Market participants welcome the rivalry.
“Competition is a good thing,” said Wang Jiyue, an independent analyst and an investment banking veteran, “Exchanges should embrace competition instead of fearing it.” The key to competition is to attract high-quality issuers, but fighting for low-quality listings can only damage an exchange’s foundation, he said.
Relaxed equity-refinancing and streamlined delisting
In addition to IPOs, the registration-based vetting system will also apply to secondary offerings of companies already listed on ChiNext. For offerings no more than 300 million yuan and no more than 20% of the company’s net assets at the end of the latest year, the Shenzhen Stock Exchange promises to submit the registration to the CSRC within three business days.
With the new rules making it much easier for companies to raise money, some worry that it may encourage certain listed shell companies ― those with no significant business activity ― to take advantage of the relaxed equity-refinancing process.

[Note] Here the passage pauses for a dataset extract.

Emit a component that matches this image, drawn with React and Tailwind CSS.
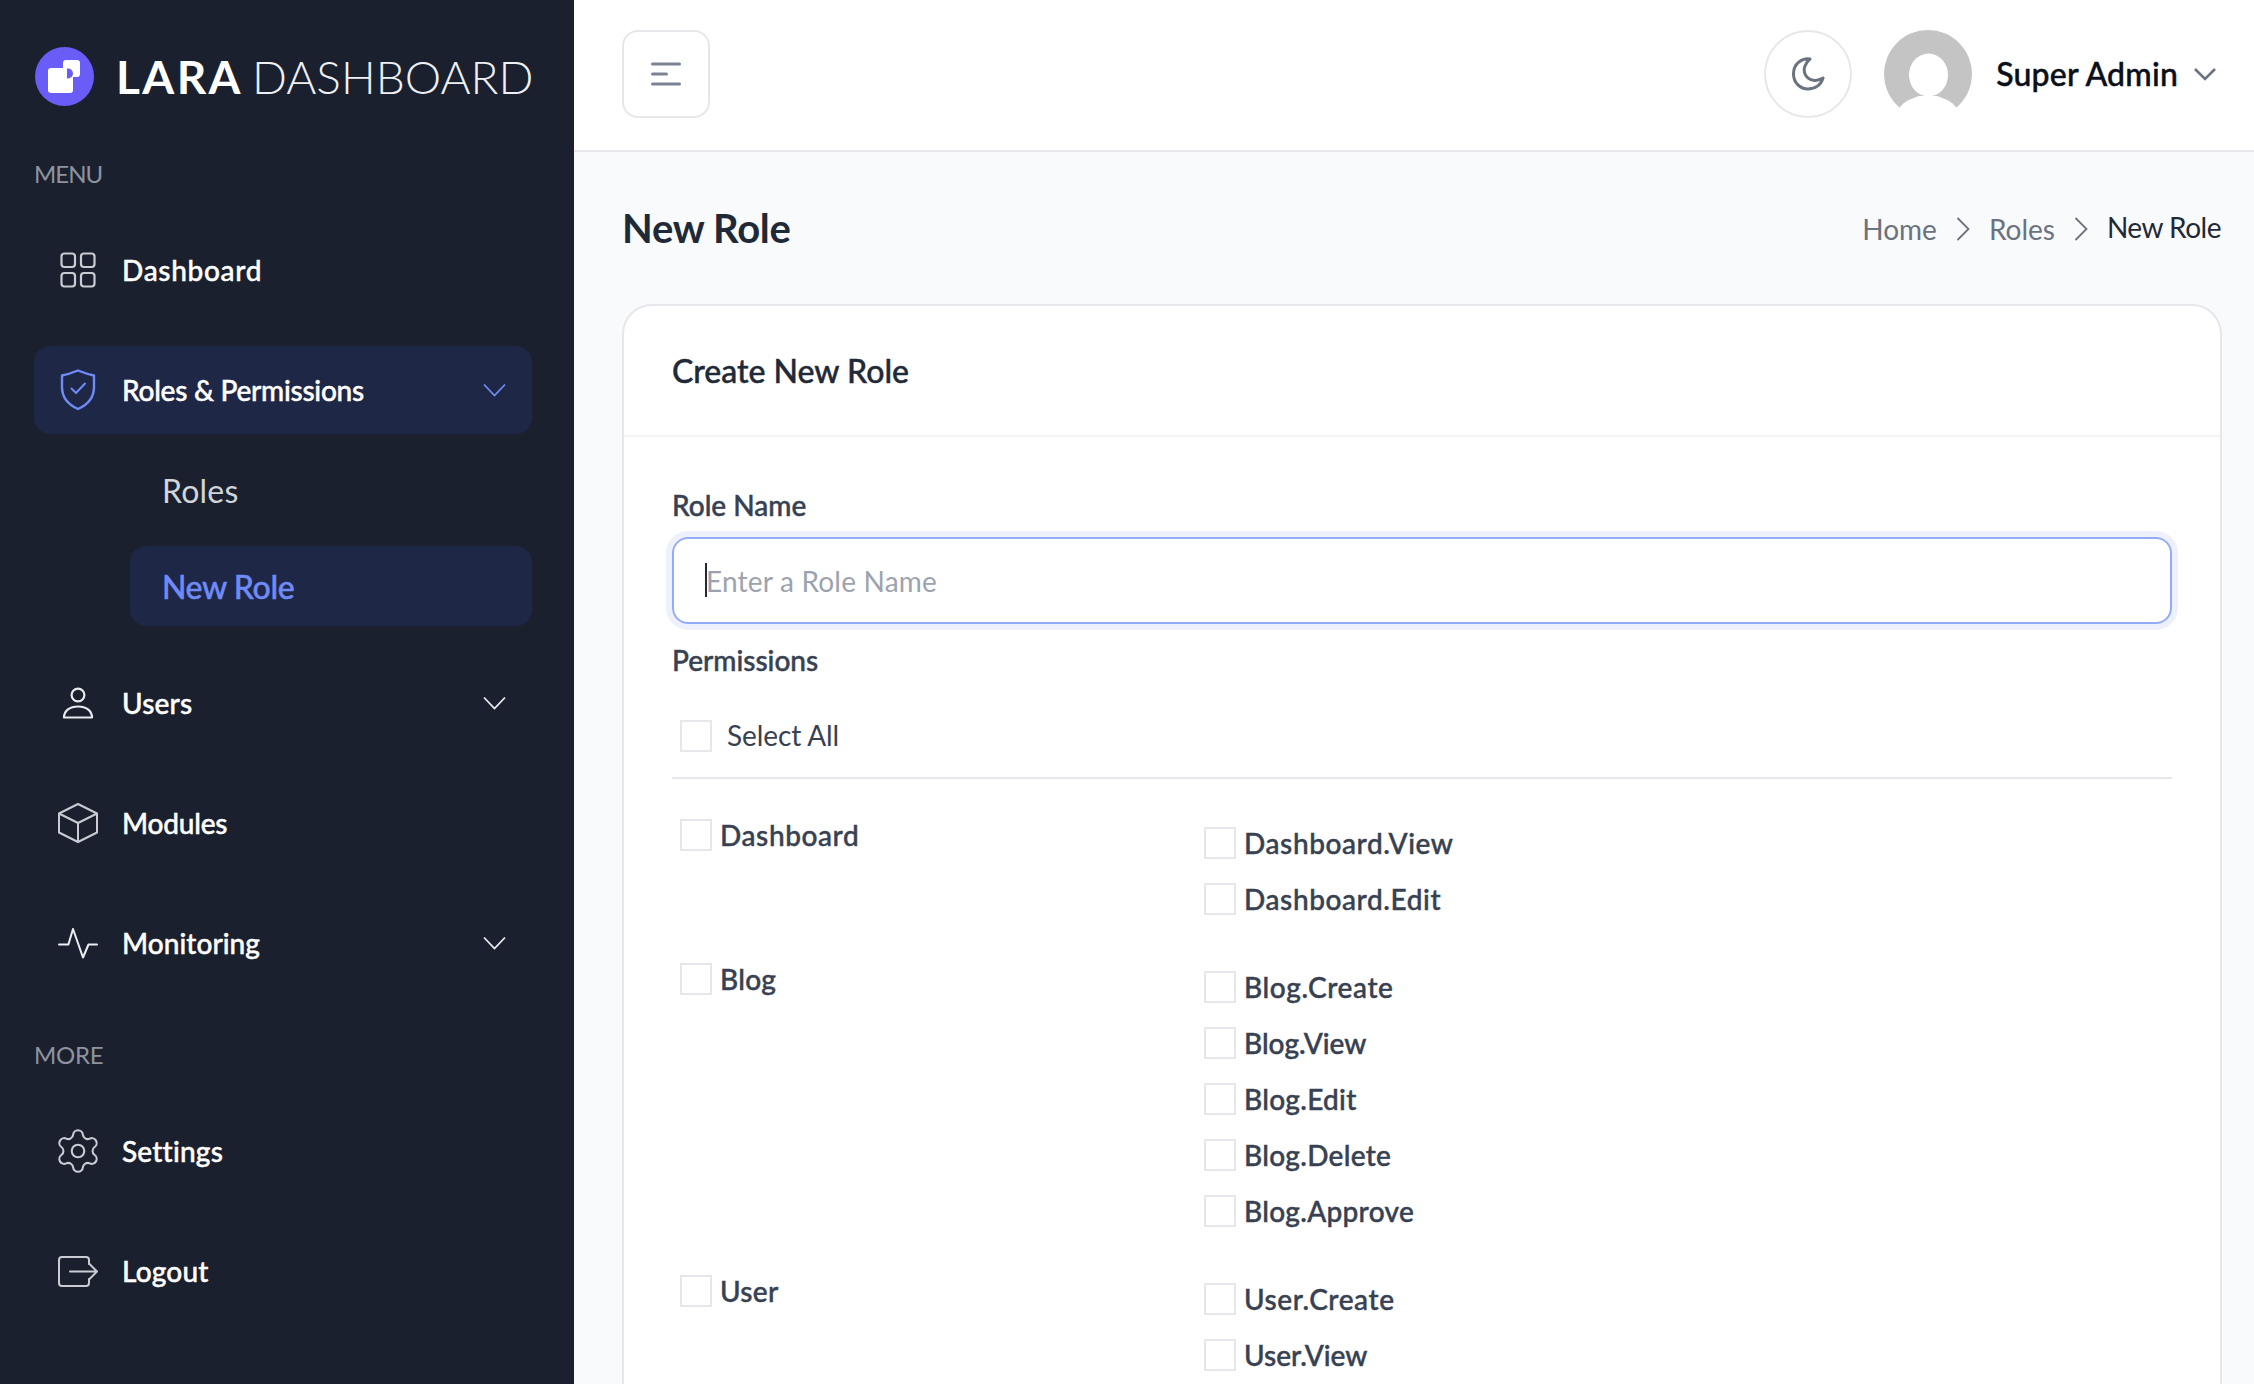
import React from "react";
import { Settings } from "lucide-react";

const med = "[-webkit-text-stroke:0.45px_currentColor]";

const Chevron = ({ className = "" }) => (
  <svg width="23" height="14" viewBox="0 0 23 14" fill="none" className={className}>
    <polyline points="1,1.5 11.5,12.5 22,1.5" stroke="currentColor" strokeWidth="1.8" />
  </svg>
);

const DashIcon = () => (
  <svg width="36" height="36" viewBox="0 0 36 36" fill="none" stroke="#c9ccd3" strokeWidth="2.2">
    <rect x="1.5" y="1.5" width="13.5" height="13.5" rx="3" />
    <rect x="21" y="1.5" width="13.5" height="13.5" rx="3" />
    <rect x="1.5" y="21" width="13.5" height="13.5" rx="3" />
    <rect x="21" y="21" width="13.5" height="13.5" rx="3" />
  </svg>
);
const ShieldIcon = () => (
  <svg width="36" height="42" viewBox="0 0 36 42" fill="none" stroke="#6f8bf7" strokeWidth="2.4" strokeLinejoin="round" strokeLinecap="round">
    <path d="M2 6.5C7 5.5 13 3.5 18 1.5C23 3.5 29 5.5 34 6.5V18C34 29 27 36 18 40C9 36 2 29 2 18V6.5Z" />
    <path d="M11.5 19.5L16 24L25 14.5" strokeWidth="2" />
  </svg>
);
const UserIcon = () => (
  <svg width="32" height="32" viewBox="0 0 32 32" fill="none" stroke="#e8eaee" strokeWidth="2.2">
    <circle cx="16" cy="8" r="6.4" />
    <path d="M2 30.5C2 23.5 8 19.5 16 19.5C24 19.5 30 23.5 30 30.5H2Z" strokeLinejoin="round" />
  </svg>
);
const BoxIcon = () => (
  <svg width="40" height="40" viewBox="0 0 40 40" fill="none" stroke="#c9ccd3" strokeWidth="2" strokeLinejoin="round">
    <path d="M20 1L39 10.5V29.5L20 39L1 29.5V10.5L20 1Z" />
    <path d="M1 10.5L20 20L39 10.5M20 20V39" />
  </svg>
);
const ActivityIcon = () => (
  <svg width="40" height="31" viewBox="0 0 40 31" fill="none" stroke="#eceef1" strokeWidth="2" strokeLinejoin="round" strokeLinecap="round">
    <polyline points="1,16.5 10.4,16.5 15,1 25,29.5 30.5,16.5 39,16.5" />
  </svg>
);
const LogoutIcon = () => (
  <svg width="40" height="31" viewBox="0 0 40 31" fill="none" stroke="#c9ccd3" strokeWidth="2" strokeLinecap="round" strokeLinejoin="round">
    <path d="M31 8V4C31 2.3 29.7 1 28 1H4C2.3 1 1 2.3 1 4V27C1 28.7 2.3 30 4 30H28C29.7 30 31 28.7 31 27V23" />
    <path d="M12 15.5H39M31.5 8L39 15.5L31.5 23" />
  </svg>
);

const Item = ({ icon, label, chevron, active, track = "tracking-[0.2px]" }) => (
  <div className={`h-[88px] flex items-center pl-[22px] pr-[26px] rounded-[16px] ${active ? "bg-[#1f2746]" : ""}`}>
    <div className="w-[44px] flex justify-center shrink-0">{icon}</div>
    <span className={`ml-[22px] text-[28px] font-medium text-white ${med} ${track}`}>{label}</span>
    {chevron && <Chevron className={`ml-auto ${active ? "text-[#6f8bf7]" : "text-[#eceef1]"}`} />}
  </div>
);

const Check = () => <span className="w-[32px] h-[32px] shrink-0 border-2 border-[#e5e7eb] bg-white"></span>;

const trackFor = (label) => {
  if (label.startsWith("Dashboard") || label.endsWith("Create")) return "tracking-[0.6px]";
  if (label.endsWith("View")) return "tracking-[0px]";
  return "tracking-[0.3px]";
};

const Perm = ({ label }) => (
  <div className="flex items-center h-[32px] gap-[8px]">
    <Check />
    <span className={`text-[28px] font-medium text-[#374151] leading-[32px] ${trackFor(label)} ${med}`}>{label}</span>
  </div>
);

const Group = ({ name, perms }) => (
  <div className="grid grid-cols-[532px_1fr]">
    <div className="pl-[8px]">
      <Perm label={name} />
    </div>
    <div className="pt-[8px] flex flex-col gap-[24px]">
      {perms.map((p) => (
        <Perm key={p} label={p} />
      ))}
    </div>
  </div>
);

export default function App() {
  return (
    <div className="h-[1384px] w-[2254px] flex overflow-hidden bg-[#f9fafb] font-['Lato','Noto_Sans',sans-serif]">
      <aside className="w-[574px] shrink-0 bg-[#1a202e] pl-[34px] pr-[42px] pt-[47px]">
        <div className="h-[59px] flex items-center">
          <svg width="59" height="59" viewBox="0 0 59 59" className="shrink-0 ml-[1px]">
            <circle cx="29.5" cy="29.5" r="29.5" fill="#6a5cf6" />
            <rect x="28" y="13" width="17" height="17" rx="3" fill="#fff" />
            <rect x="13" y="21" width="25" height="25" rx="3" fill="#fff" />
            <path d="M32 21.5h1a5 5 0 0 1 0 10h-1z" fill="#6a5cf6" />
          </svg>
          <span className="ml-[22px] text-[46px] leading-none font-bold text-white tracking-[2.4px]">LARA</span>
          <span className="ml-[9px] text-[46px] leading-none font-light text-[#eef0f3] whitespace-nowrap">DASHBOARD</span>
        </div>
        <div className="h-[34px] mt-[51px] mb-[35px] text-[24px] leading-[34px] text-[#8e939f] uppercase tracking-[-1px]">Menu</div>
        <div className="flex flex-col gap-[32px]">
          <Item icon={<DashIcon />} label="Dashboard" track="tracking-[0.7px]" />
          <div className="pb-[1px]">
            <Item icon={<ShieldIcon />} label="Roles & Permissions" chevron active track="tracking-[-0.25px]" />
            <div className="mt-[16px] ml-[96px] flex flex-col gap-[16px]">
              <div className="h-[80px] flex items-center pl-[32px] pt-[2px] text-[32px] text-[#d1d5db] tracking-[0.2px]">Roles</div>
              <div className={`h-[80px] flex items-center pl-[32px] pt-[2px] text-[32px] font-medium text-[#6f8bf7] bg-[#1f2746] rounded-[16px] tracking-[-0.4px] ${med}`}>New Role</div>
            </div>
          </div>
          <Item icon={<UserIcon />} label="Users" chevron />
          <Item icon={<BoxIcon />} label="Modules" track="tracking-[-0.2px]" />
          <Item icon={<ActivityIcon />} label="Monitoring" chevron track="tracking-[0.05px]" />
        </div>
        <div className="h-[34px] mt-[51px] mb-[35px] text-[24px] leading-[34px] text-[#8e939f] uppercase tracking-[-0.3px]">More</div>
        <div className="flex flex-col gap-[32px]">
          <Item icon={<Settings size={50} strokeWidth={1} color="#c9ccd3" className="shrink-0" />} label="Settings" />
          <Item icon={<LogoutIcon />} label="Logout" />
        </div>
      </aside>

      <div className="flex-1 min-w-0 flex flex-col">
        <header className="h-[152px] shrink-0 bg-white border-b-2 border-[#e5e7eb] pl-[48px] pr-[38px] pb-[2px] flex items-center">
          <button className="w-[88px] h-[88px] rounded-[16px] border-2 border-[#e5e7eb] flex items-center justify-center">
            <svg width="30" height="24" viewBox="0 0 30 24" fill="none" stroke="#7b8294" strokeWidth="3" strokeLinecap="round">
              <path d="M1.5 2H28.5M1.5 12H15.5M1.5 22H28.5" />
            </svg>
          </button>
          <button className="ml-auto w-[88px] h-[88px] rounded-full border-2 border-[#e5e7eb] flex items-center justify-center">
            <svg width="34" height="34" viewBox="0 0 34 34" fill="none" stroke="#6b7280" strokeWidth="3" strokeLinejoin="round">
              <path d="M19 2C11 1 2.5 6.5 2.5 17C2.5 26 9.5 32 17 32C24 32 30 28 32 21C26 25 18 24 14.5 18C11.5 12.5 14 6 19 2Z" />
            </svg>
          </button>
          <svg width="88" height="88" viewBox="0 0 88 88" className="ml-[32px] shrink-0">
            <circle cx="44" cy="44" r="44" fill="#c4c4c4" />
            <rect x="0" y="78" width="88" height="10" fill="#fff" />
            <path d="M15 78.5C20 71 27 69 35 66L53 66C61 69 68 71 73 78.5Z" fill="#fff" />
            <ellipse cx="44.5" cy="45" rx="19.5" ry="21.5" fill="#fff" />
          </svg>
          <span className={`ml-[24px] text-[32px] font-medium text-[#0b0f19] tracking-[0.2px] ${med}`}>Super Admin</span>
          <svg width="22" height="13" viewBox="0 0 22 13" fill="none" className="ml-[16px]" stroke="#6b7280" strokeWidth="2.6">
            <polyline points="1,1 11,11 21,1" />
          </svg>
        </header>

        <main className="flex-1 min-h-0 overflow-hidden pl-[48px] pr-[32px] pt-[52px]">
          <div className="h-[48px] mb-[52px] flex items-center justify-between">
            <h1 className="text-[40px] leading-[48px] font-bold text-[#1f2937] tracking-[-0.3px]">New Role</h1>
            <nav className="flex items-center text-[28px] pt-[2px] pr-[1px]">
              <span className="text-[#6b7280]">Home</span>
              <svg width="14" height="24" viewBox="0 0 14 24" fill="none" stroke="#6b7280" strokeWidth="1.8" className="mx-[19px]">
                <polyline points="1.5,1 12.5,12 1.5,23" />
              </svg>
              <span className="text-[#6b7280]">Roles</span>
              <svg width="14" height="24" viewBox="0 0 14 24" fill="none" stroke="#6b7280" strokeWidth="1.8" className="mx-[19px]">
                <polyline points="1.5,1 12.5,12 1.5,23" />
              </svg>
              <span className="text-[#1f2937] mb-[4px] tracking-[-0.5px]">New Role</span>
            </nav>
          </div>

          <section className="bg-white border-2 border-[#e5e7eb] rounded-[30px]">
            <div className="h-[131px] border-b-2 border-[#f3f4f6] px-[48px] flex items-center">
              <h2 className={`text-[32px] font-medium text-[#1f2937] ${med}`}>Create New Role</h2>
            </div>
            <div className="px-[48px] pt-[50px] pb-[60px]">
              <label className={`block text-[28px] leading-[36px] font-medium text-[#374151] ${med}`}>Role Name</label>
              <div className="relative mt-[14px]">
                <input
                  placeholder="Enter a Role Name"
                  className="w-full h-[87px] rounded-[16px] border-2 border-[#93acf7] pl-[32px] text-[28px] tracking-[0.2px] outline-none shadow-[0_0_0_6px_#eef0fc] placeholder:text-[#9ca3af]"
                />
                <span className="absolute left-[33px] top-[26px] w-[2px] h-[34px] bg-[#1f2937]"></span>
              </div>
              <div className={`mt-[18px] text-[28px] leading-[36px] font-medium text-[#374151] ${med}`}>Permissions</div>
              <div className="mt-[42px] pl-[8px] flex items-center gap-[15px] h-[32px]">
                <Check />
                <span className="text-[28px] text-[#374151] tracking-[-0.1px] mb-[2px]">Select All</span>
              </div>
              <div className="mt-[25px] h-[2px] bg-[#e5e7eb]"></div>
              <div className="mt-[40px] flex flex-col gap-[48px]">
                <Group name="Dashboard" perms={["Dashboard.View", "Dashboard.Edit"]} />
                <Group name="Blog" perms={["Blog.Create", "Blog.View", "Blog.Edit", "Blog.Delete", "Blog.Approve"]} />
                <Group name="User" perms={["User.Create", "User.View"]} />
              </div>
            </div>
          </section>
        </main>
      </div>
    </div>
  );
}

To prevent abuse of the streamlined process, the exchange requires listed companies with secondary offering plans to demonstrate the innovativeness of their fundraising projects and fully disclose their business model, governance, growth strategy and financial information. Violators are prohibited from issuing shares for three to five years.
Along with the implementation of the registration-based IPO system, the Shenzhen Stock Exchange also pledged to improve the delisting mechanism for ChiNext. As part of a streamlined delisting process, the exchange would drop a suspension period and a transitional resumption period before a stock can be delisted, meaning any company with losses for three consecutive years would be delisted directly without any wiggle room.
In addition to financial indicators, the exchange also would add new delisting criteria, including market cap of less than 500 million yuan for 20 consecutive trading days and major defects in information disclosure.